**What to work on:** Your output is the lines from the first one to the one containing "const [remember, setRemember]", repeated exactly, with images left out.
╭──
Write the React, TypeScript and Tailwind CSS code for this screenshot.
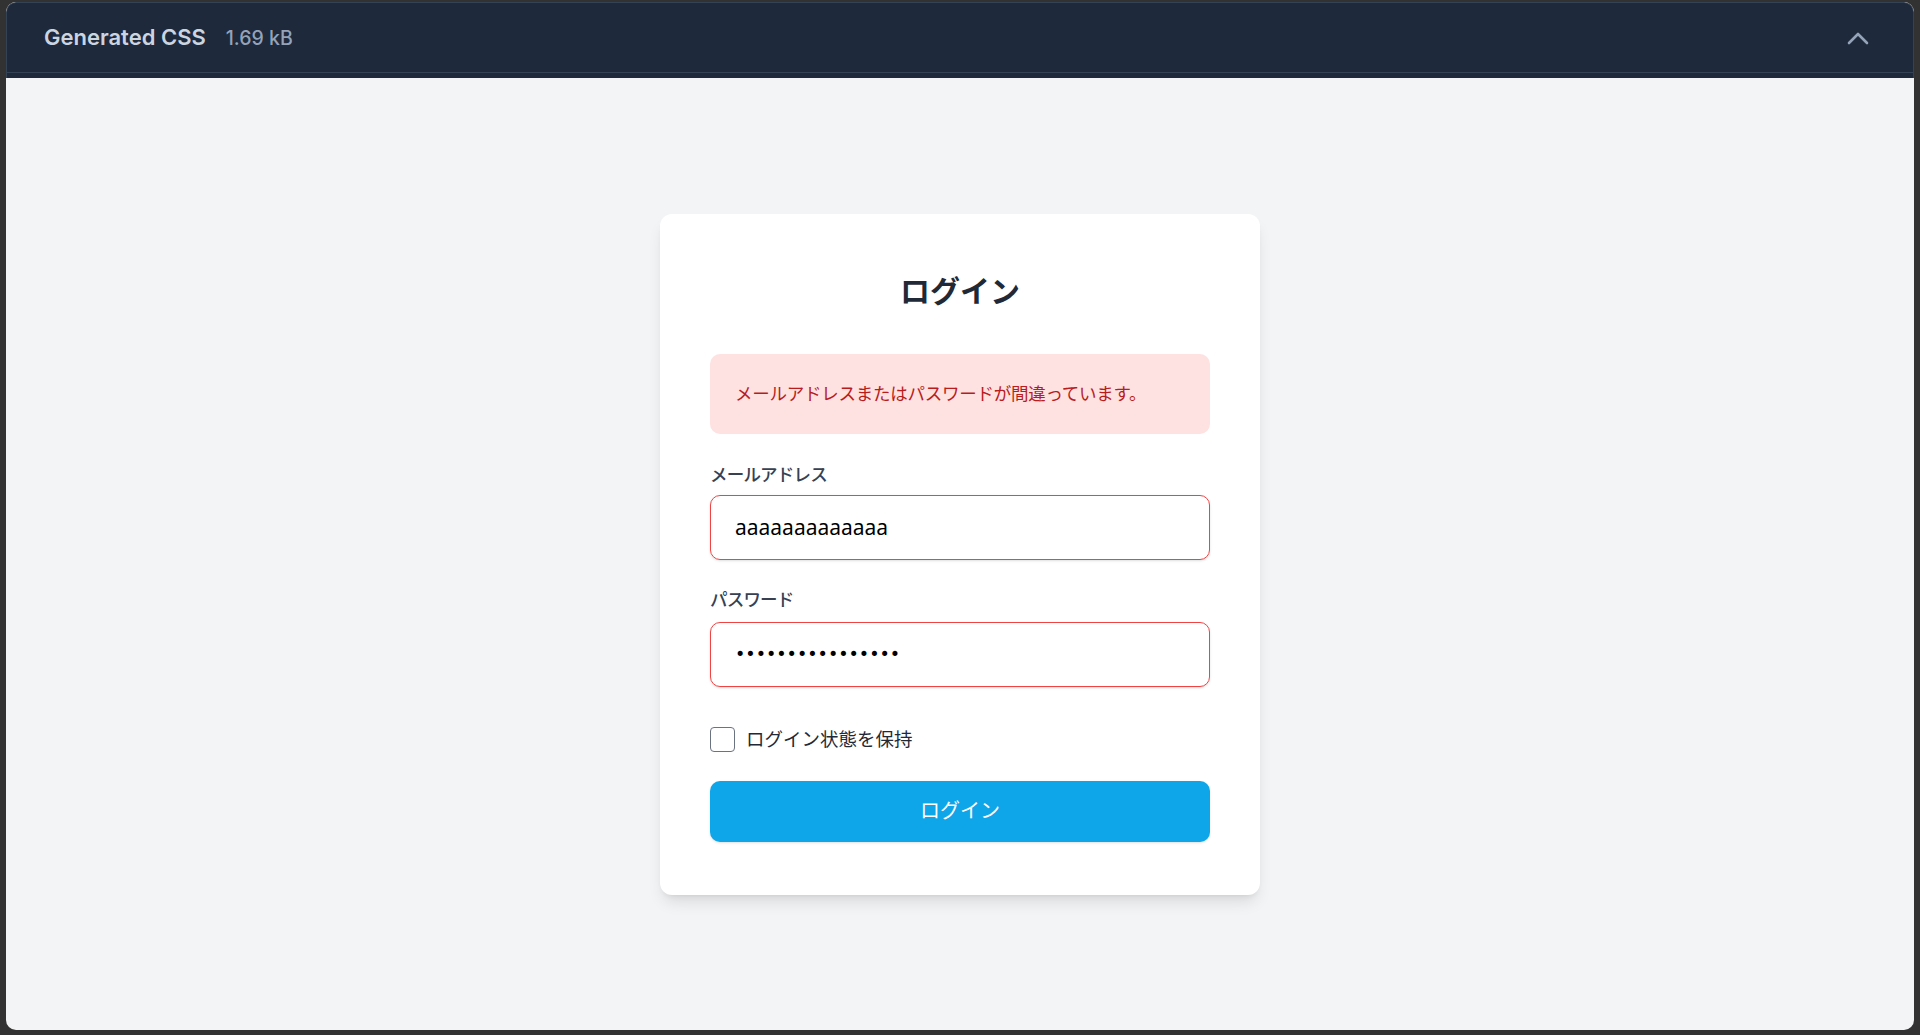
import React, { useState } from 'react';

const jp = '"Noto Sans", "Noto Sans CJK JP", sans-serif';

function ChevronUpIcon() {
  return (
    <svg width="22" height="14" viewBox="0 0 22 14" fill="none">
      <path d="M2 12 L11 3 L20 12" stroke="#94a3b8" strokeWidth="2.6" strokeLinecap="round" strokeLinejoin="round" />
    </svg>
  );
}

export default function App() {
  const [email, setEmail] = useState('aaaaaaaaaaaaa');
  const [password, setPassword] = useState('aaaaaaaaaaaaaaaa');
  const [remember, setRemember] = useState(false);

  return (
    <div className="h-screen w-full bg-[#323232] pt-[2px] pl-[6px] pr-[6px] pb-[5px] flex">
      <div className="flex-1 flex flex-col rounded-[10px] overflow-hidden bg-[#f3f4f6]">
        {/* Preview header */}
        <div className="bg-[#1e293b] flex flex-col rounded-t-[10px] border-t border-x border-[#344256]">
          <div className="h-[70px] flex items-center justify-between pl-[37px] pr-[44px] border-b border-[#344256]" style={{ fontFamily: 'Inter, sans-serif' }}>
            <div className="flex items-baseline gap-[20px]">
              <span className="text-[22px] font-semibold text-[#cbd5e1]">Generated CSS</span>
              <span className="text-[19.5px] font-medium text-[#94a3b8]">1.69 kB</span>
            </div>
            <ChevronUpIcon />
          </div>
          <div className="h-[5px]" />
        </div>

        {/* Preview body */}
        <main className="flex-1 flex items-center justify-center" style={{ fontFamily: jp }}>
          <div className="w-[600px] bg-white rounded-[12px] shadow-lg px-[50px] pt-[52px] pb-[53px]">
            <h1 className="text-[30px] leading-[50px] font-bold text-center text-[#1f2937] mb-[38px]">ログイン</h1>

            <div className="h-[80px] flex items-center px-[25px] rounded-[10px] bg-[#fee2e2] text-[#b91c1c] text-[17.5px] mb-[28px] tracking-[-0.25px]">
              メールアドレスまたはパスワードが間違っています。
            </div>

            <label className="block text-[17.5px] leading-[25px] font-medium text-[#374151] mb-[8px] tracking-[-0.8px]">メールアドレス</label>
            <input
              type="email"
              value={email}
              onChange={(e) => setEmail(e.target.value)}
              className="block w-full h-[65px] px-[24px] rounded-[10px] border border-[#ef4444] shadow-sm text-[21px] text-black outline-none mb-[27px]"
            />

            <label className="block text-[17.5px] leading-[25px] font-medium text-[#374151] mb-[10px] tracking-[-0.8px]">パスワード</label>
            <input
              type="password"
              value={password}
              onChange={(e) => setPassword(e.target.value)}
              style={{ fontFamily: '"DejaVu Sans", sans-serif' }}
              className="block w-full h-[65px] px-[24px] rounded-[10px] border border-[#ef4444] shadow-sm text-[17.5px] text-black outline-none mb-[40px]"
            />

            <label className="flex items-center h-[25px] mb-[29px]">
              <input
                type="checkbox"
                checked={remember}
                onChange={(e) => setRemember(e.target.checked)}
                className="appearance-none w-[25px] h-[25px] rounded-[4px] border-[1.5px] border-[#6b7280] bg-white"
              />
              <span className="ml-[11px] text-[18.5px] text-[#1f2937]">ログイン状態を保持</span>
            </label>

            <button className="w-full h-[61px] rounded-[10px] bg-[#0ea5e9] text-white text-[20px] font-normal shadow-sm">
              ログイン
            </button>
          </div>
        </main>
      </div>
    </div>
  );
}
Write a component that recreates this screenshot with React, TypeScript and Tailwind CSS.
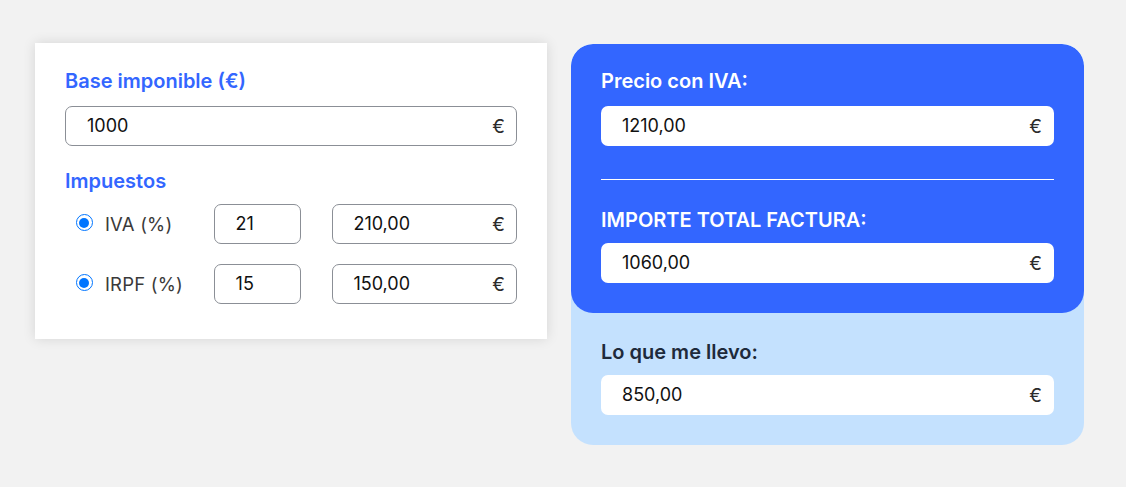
import React from "react";

const font = { fontFamily: "Inter, 'Noto Sans', sans-serif" };

function Euro() {
  return <span className="text-[19px] text-[#2b2b2b] leading-none">€</span>;
}

function BorderInput({ value, euro, className }: { value: string; euro?: boolean; className: string }) {
  return (
    <div
      className={`h-[40px] flex items-center justify-between border border-[#8b8f96] rounded-[7px] bg-white ${className}`}
    >
      <span className="text-[18px] text-[#111] leading-none">{value}</span>
      {euro && <Euro />}
    </div>
  );
}

function WhiteInput({ value }: { value: string }) {
  return (
    <div className="h-[40px] flex items-center justify-between bg-white rounded-[7px] pl-[21px] pr-[12px]">
      <span className="text-[18px] text-[#111] leading-none">{value}</span>
      <Euro />
    </div>
  );
}

function Radio() {
  return (
    <div className="w-[17px] h-[17px] rounded-full border-[1.5px] border-[#0075ff] bg-white flex items-center justify-center">
      <div className="w-[10px] h-[10px] rounded-full bg-[#0075ff]" />
    </div>
  );
}

function TaxRow({ label, pct, amount }: { label: string; pct: string; amount: string }) {
  return (
    <div className="flex items-center h-[40px]">
      <div className="w-[40px] flex items-center justify-center pr-[1px] -mt-[3px]">
        <Radio />
      </div>
      <span className="w-[109px] text-[18.5px] text-[#3a3a3a] leading-none tracking-[0.2px]">{label}</span>
      <BorderInput value={pct} className="w-[88px] pl-[21px] pr-[10px]" />
      <BorderInput value={amount} euro className="ml-[31px] w-[185px] pl-[20px] pr-[11px]" />
    </div>
  );
}

export default function App() {
  return (
    <div className="min-h-[487px] w-full bg-[#f2f2f2] pl-[35px] pt-[43px]" style={font}>
      <div className="flex items-start gap-[24px]">
        <div className="w-[512px] bg-white shadow-[0_0_12px_rgba(0,0,0,0.12)] px-[30px] pt-[24px] pb-[35px]">
          <div className="text-[20px] font-semibold text-[#3366ff] leading-[28px]">Base imponible (€)</div>
          <BorderInput value="1000" euro className="mt-[11px] w-full pl-[21px] pr-[11px]" />
          <div className="mt-[21px] text-[20px] font-semibold text-[#3366ff] leading-[28px]">Impuestos</div>
          <div className="mt-[9px] flex flex-col gap-[20px]">
            <TaxRow label="IVA (%)" pct="21" amount="210,00" />
            <TaxRow label="IRPF (%)" pct="15" amount="150,00" />
          </div>
        </div>

        <div className="mt-[1px] w-[513px] bg-[#c4e1fe] rounded-[22px] overflow-hidden">
          <div className="bg-[#3366ff] rounded-[22px] px-[30px] pt-[23px] pb-[30px]">
            <div className="text-[20px] font-semibold text-white leading-[28px]">Precio con IVA:</div>
            <div className="mt-[11px]">
              <WhiteInput value="1210,00" />
            </div>
            <div className="mt-[33px] h-px bg-white" />
            <div className="mt-[26px] text-[20px] font-semibold text-white leading-[28px]">IMPORTE TOTAL FACTURA:</div>
            <div className="mt-[9px]">
              <WhiteInput value="1060,00" />
            </div>
          </div>
          <div className="px-[30px] pt-[25px] pb-[30px]">
            <div className="text-[20px] font-semibold text-[#1e2a3b] leading-[28px]">Lo que me llevo:</div>
            <div className="mt-[9px]">
              <WhiteInput value="850,00" />
            </div>
          </div>
        </div>
      </div>
    </div>
  );
}
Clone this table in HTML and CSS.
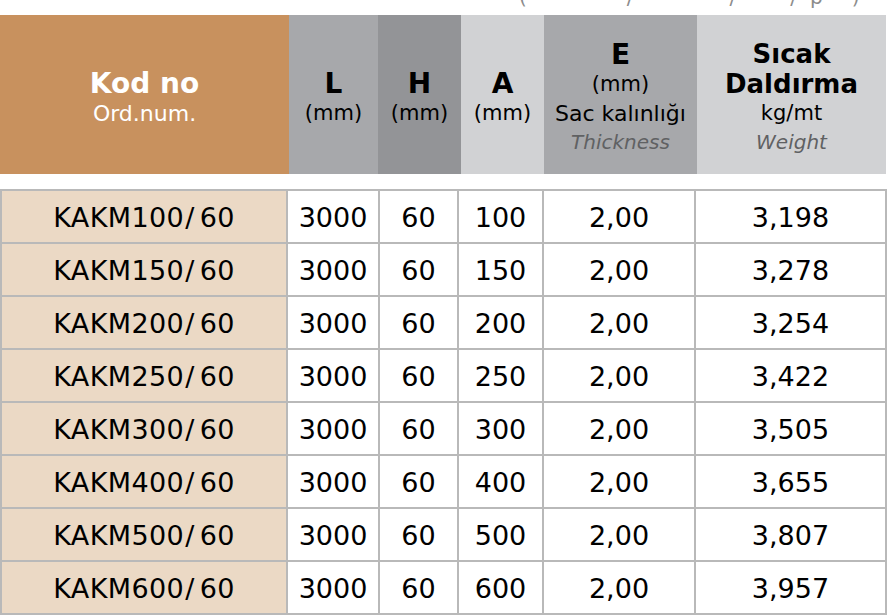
FILE: index.html
```html
<!DOCTYPE html>
<html lang="tr">
<head>
<meta charset="utf-8">
<title>KAKM</title>
<link rel="stylesheet" href="styles.css">
</head>
<body>
<div class="page">
  <div class="note">
    <div class="note-line"><span class="n1">(</span><span class="n2">/</span><span class="n3">/</span><span class="n4">/</span><span class="n5">p</span><span class="n6">)</span></div>
  </div>
  <div class="head">
    <div class="hc kod"><div class="big white">Kod no</div><div class="sub white">Ord.num.</div></div>
    <div class="hc c-l"><div class="big">L</div><div class="sub">(mm)</div></div>
    <div class="hc c-h"><div class="big">H</div><div class="sub">(mm)</div></div>
    <div class="hc c-a"><div class="big">A</div><div class="sub">(mm)</div></div>
    <div class="hc c-e"><div class="big">E</div><div class="sub">(mm)</div><div class="sub">Sac kalınlığı</div><div class="sub it">Thickness</div></div>
    <div class="hc c-w"><div class="mid">Sıcak</div><div class="mid">Daldırma</div><div class="sub">kg/mt</div><div class="sub it">Weight</div></div>
  </div>
  <div class="data">
    <div class="cell code">KAKM100<span class="sl">/</span>60</div><div class="cell">3000</div><div class="cell">60</div><div class="cell">100</div><div class="cell">2,00</div><div class="cell">3,198</div>
    <div class="cell code">KAKM150<span class="sl">/</span>60</div><div class="cell">3000</div><div class="cell">60</div><div class="cell">150</div><div class="cell">2,00</div><div class="cell">3,278</div>
    <div class="cell code">KAKM200<span class="sl">/</span>60</div><div class="cell">3000</div><div class="cell">60</div><div class="cell">200</div><div class="cell">2,00</div><div class="cell">3,254</div>
    <div class="cell code">KAKM250<span class="sl">/</span>60</div><div class="cell">3000</div><div class="cell">60</div><div class="cell">250</div><div class="cell">2,00</div><div class="cell">3,422</div>
    <div class="cell code">KAKM300<span class="sl">/</span>60</div><div class="cell">3000</div><div class="cell">60</div><div class="cell">300</div><div class="cell">2,00</div><div class="cell">3,505</div>
    <div class="cell code">KAKM400<span class="sl">/</span>60</div><div class="cell">3000</div><div class="cell">60</div><div class="cell">400</div><div class="cell">2,00</div><div class="cell">3,655</div>
    <div class="cell code">KAKM500<span class="sl">/</span>60</div><div class="cell">3000</div><div class="cell">60</div><div class="cell">500</div><div class="cell">2,00</div><div class="cell">3,807</div>
    <div class="cell code">KAKM600<span class="sl">/</span>60</div><div class="cell">3000</div><div class="cell">60</div><div class="cell">600</div><div class="cell">2,00</div><div class="cell">3,957</div>
  </div>
</div>
</body>
</html>
```
FILE: styles.css
```css
html, body {
  margin: 0;
  padding: 0;
  background: #ffffff;
}
body {
  font-family: "DejaVu Sans", "Liberation Sans", sans-serif;
  color: #000;
}
.page {
  width: 888px;
  height: 615px;
  overflow: hidden;
}
.note {
  height: 15px;
  overflow: hidden;
}
.note-line {
  margin-top: -13px;
  font-size: 20px;
  line-height: 20px;
  color: #8c8c8c;
  white-space: nowrap;
  display: flex;
}
.n1 { margin-left: 519px; }
.n2 { margin-left: 100px; }
.n3 { margin-left: 96px; }
.n4 { margin-left: 54px; }
.n5 { margin-left: 13px; }
.n6 { margin-left: 29px; }

.head {
  display: grid;
  grid-template-columns: 289px 89px 83px 83px 153px 189px;
  height: 159px;
}
.hc {
  display: flex;
  flex-direction: column;
  justify-content: center;
  align-items: center;
  padding-top: 7px;
  box-sizing: border-box;
  text-align: center;
  white-space: nowrap;
}
.kod { background: #c8915e; }
.c-l { background: #a7a8ab; }
.c-h { background: #939497; }
.c-a { background: #d1d2d4; }
.c-e { background: #a7a8ab; }
.c-w { background: #d1d2d4; }
.big {
  font-weight: bold;
  font-size: 28px;
  line-height: 30px;
}
.mid {
  font-weight: bold;
  font-size: 26px;
  line-height: 30px;
}
.sub {
  font-size: 21px;
  line-height: 29px;
}
.kod .big { font-size: 28px; }
.kod .sub { font-size: 22px; }
.c-e .sub:nth-child(3) { font-size: 22px; }
.white { color: #ffffff; }
.it {
  font-style: italic;
  color: #606163;
  font-size: 20px;
}

.data {
  margin-top: 15px;
  width: 887px;
  box-sizing: border-box;
  display: grid;
  grid-template-columns: 284px 90px 77px 83px 150px 189px;
  grid-auto-rows: 51px;
  gap: 2px;
  padding: 2px;
  background: #b9b9b9;
}
.cell {
  background: #ffffff;
  display: flex;
  align-items: center;
  justify-content: center;
  font-size: 27px;
  padding-top: 2px;
  box-sizing: border-box;
  white-space: nowrap;
}
.cell.code {
  background: #ebd9c5;
  letter-spacing: 0.4px;
}
.sl {
  margin: 0 5px 0 1px;
}
```
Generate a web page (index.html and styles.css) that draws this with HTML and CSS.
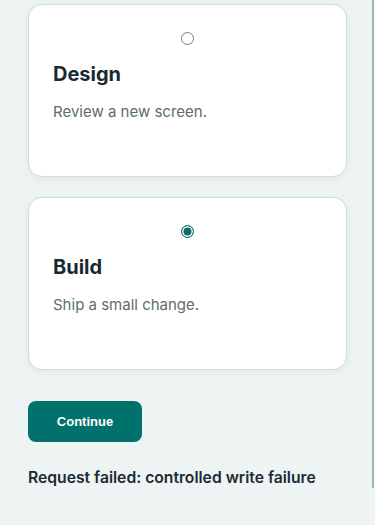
FILE: index.html
```html
<!DOCTYPE html>
<html lang="en">
<head>
  <meta charset="UTF-8">
  <meta name="viewport" content="width=device-width, initial-scale=1.0">
  <title>Choose a task</title>
  <link rel="stylesheet" href="styles.css">
</head>
<body>
  <div class="page">
    <form class="choices" id="taskForm">
      <label class="card">
        <input type="radio" name="task" value="design">
        <span class="card-title">Design</span>
        <span class="card-text">Review a new screen.</span>
      </label>

      <label class="card">
        <input type="radio" name="task" value="build" checked>
        <span class="card-title">Build</span>
        <span class="card-text">Ship a small change.</span>
      </label>

      <button type="submit" class="continue">Continue</button>
    </form>
    <p class="error">Request failed: controlled write failure</p>
  </div>
  <div class="scroll-thumb"></div>
</body>
</html>
```

FILE: styles.css
```css
body {
  font-family: Inter, "Noto Sans", sans-serif;
  margin: 0;
  background-color: #edf4f3;
  color: #172a33;
}

.page {
  padding: 4px 28px 0 28px;
}

.choices {
  display: flex;
  flex-direction: column;
  align-items: flex-start;
  gap: 20px;
}

.card {
  box-sizing: border-box;
  width: 319px;
  height: 173px;
  background: white;
  border: 1px solid #cfdcda;
  border-radius: 14px;
  box-shadow: 0 2px 8px rgba(20, 60, 60, 0.06);
  padding: 27px 24px 0 24px;
  display: flex;
  flex-direction: column;
  cursor: pointer;
}

.card input {
  appearance: none;
  -webkit-appearance: none;
  box-sizing: border-box;
  width: 13px;
  height: 13px;
  margin: 0 auto;
  border: 1px solid #7a7a7a;
  border-radius: 50%;
  background: white;
}

.card input:checked {
  border: 1.5px solid #0b6e6a;
  background: #0b6e6a;
  box-shadow: inset 0 0 0 1.5px white;
}

.card-title {
  font-size: 20px;
  font-weight: 700;
  line-height: 24px;
  margin-top: 17px;
  color: #172a33;
}

.card-text {
  font-size: 15px;
  line-height: 22px;
  margin-top: 15px;
  color: #5d6c70;
}

.continue {
  margin-top: 11px;
  width: 114px;
  height: 41px;
  background: #00716c;
  color: white;
  border: none;
  border-radius: 8px;
  font-family: "Liberation Sans", Arial, sans-serif;
  font-size: 13px;
  font-weight: 700;
  cursor: pointer;
}

.error {
  margin: 25px 0 0 0;
  font-size: 15.7px;
  font-weight: 600;
  line-height: 22px;
  color: #1c2b33;
}

.scroll-thumb {
  position: fixed;
  top: 0;
  right: 1px;
  width: 2px;
  height: 488px;
  background: #aab2b2;
}
```
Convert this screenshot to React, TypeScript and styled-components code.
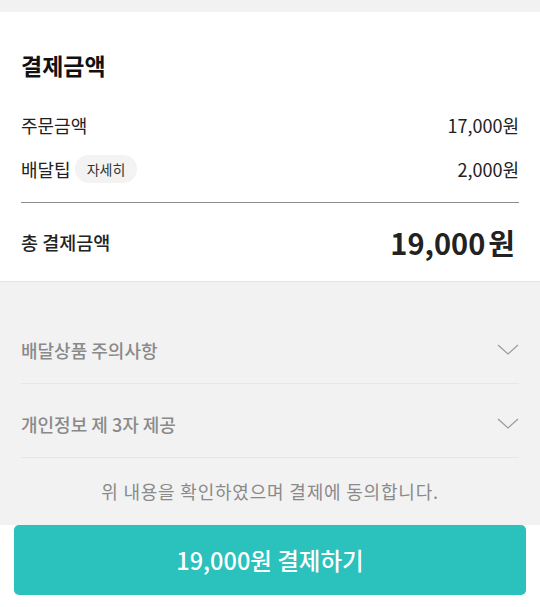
import styled, { createGlobalStyle } from "styled-components";

const GlobalStyle = createGlobalStyle`
  body {
    margin: 0;
    background: #ffffff;
    font-family: "Noto Sans CJK KR", "Noto Sans", sans-serif;
    color: #222;
  }
`;

const accordions = ["배달상품 주의사항", "개인정보 제 3자 제공"];

function Chevron() {
  return (
    <svg width="22" height="12" viewBox="0 0 22 12" fill="none">
      <polyline points="1,1 11,10 21,1" stroke="#9a9a9a" strokeWidth="1.2" />
    </svg>
  );
}

export default function App() {
  return (
    <>
      <GlobalStyle />
      <Page>
        <TopStrip />
        <Summary>
          <Title>결제금액</Title>
          <Row>
            <Label>주문금액</Label>
            <Amount>17,000원</Amount>
          </Row>
          <Row>
            <Label>
              배달팁
              <Pill>자세히</Pill>
            </Label>
            <Amount>2,000원</Amount>
          </Row>
          <Divider />
          <TotalRow>
            <TotalLabel>총 결제금액</TotalLabel>
            <TotalAmount>
              19,000<Won>원</Won>
            </TotalAmount>
          </TotalRow>
        </Summary>
        <Notices>
          {accordions.map((item) => (
            <AccordionItem key={item}>
              <AccordionLabel>{item}</AccordionLabel>
              <Chevron />
            </AccordionItem>
          ))}
          <Agreement>위 내용을 확인하였으며 결제에 동의합니다.</Agreement>
        </Notices>
        <Footer>
          <PayButton>19,000원 결제하기</PayButton>
        </Footer>
      </Page>
    </>
  );
}

const Page = styled.div`
  display: flex;
  flex-direction: column;
  width: 540px;
`;

const TopStrip = styled.div`
  height: 12px;
  background: #f2f2f2;
`;

const Summary = styled.section`
  display: flex;
  flex-direction: column;
  padding: 36px 21px 0;
  background: #fff;
  border-bottom: 1px solid #e4e4e4;
`;

const Title = styled.h2`
  margin: 0 0 21px;
  font-size: 23px;
  line-height: 34px;
  font-weight: 700;
  color: #111;
`;

const Row = styled.div`
  display: flex;
  align-items: center;
  justify-content: space-between;
  height: 44px;
`;

const Label = styled.div`
  display: flex;
  align-items: center;
  gap: 4px;
  font-size: 18px;
  color: #222;
`;

const Pill = styled.span`
  display: inline-flex;
  align-items: center;
  height: 28px;
  padding: 0 12px;
  border-radius: 14px;
  background: #f3f3f3;
  font-size: 14px;
  color: #333;
`;

const Amount = styled.span`
  font-size: 18px;
  color: #222;
`;

const Divider = styled.hr`
  margin: 11px 0 0;
  border: 0;
  border-top: 1px solid #8c8c8c;
`;

const TotalRow = styled.div`
  display: flex;
  align-items: center;
  justify-content: space-between;
  height: 78px;
`;

const TotalLabel = styled.span`
  font-size: 18.5px;
  font-weight: 500;
  color: #222;
`;

const TotalAmount = styled.span`
  font-size: 29px;
  font-weight: 700;
  color: #222;
  padding-right: 4px;
`;

const Won = styled.span`
  margin-left: 3px;
`;

const Notices = styled.section`
  display: flex;
  flex-direction: column;
  padding: 28px 21px 22px;
  background: #f2f2f2;
`;

const AccordionItem = styled.div`
  display: flex;
  align-items: center;
  justify-content: space-between;
  padding: 26px 0 19px;
  border-bottom: 1px solid #e6e6e6;
`;

const AccordionLabel = styled.span`
  font-size: 18px;
  line-height: 28px;
  font-weight: 500;
  color: #8a8a8a;
`;

const Agreement = styled.p`
  margin: 21px 0 0;
  text-align: center;
  font-size: 18px;
  line-height: 24px;
  letter-spacing: 0.8px;
  color: #8a8a8a;
`;

const Footer = styled.div`
  padding: 0 14px 12px;
  background: #fff;
`;

const PayButton = styled.button`
  display: flex;
  align-items: center;
  justify-content: center;
  width: 100%;
  height: 70px;
  border: 0;
  border-radius: 5px;
  background: #2bc1bc;
  color: #fff;
  font-family: inherit;
  font-size: 23.5px;
  font-weight: 500;
`;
╰──
**Task solution:**
Write the React, TypeScript and Tailwind CSS code for this screenshot.
import React, { useState } from 'react';

const jp = '"Noto Sans", "Noto Sans CJK JP", sans-serif';

function ChevronUpIcon() {
  return (
    <svg width="22" height="14" viewBox="0 0 22 14" fill="none">
      <path d="M2 12 L11 3 L20 12" stroke="#94a3b8" strokeWidth="2.6" strokeLinecap="round" strokeLinejoin="round" />
    </svg>
  );
}

export default function App() {
  const [email, setEmail] = useState('aaaaaaaaaaaaa');
  const [password, setPassword] = useState('aaaaaaaaaaaaaaaa');
  const [remember, setRemember] = useState(false);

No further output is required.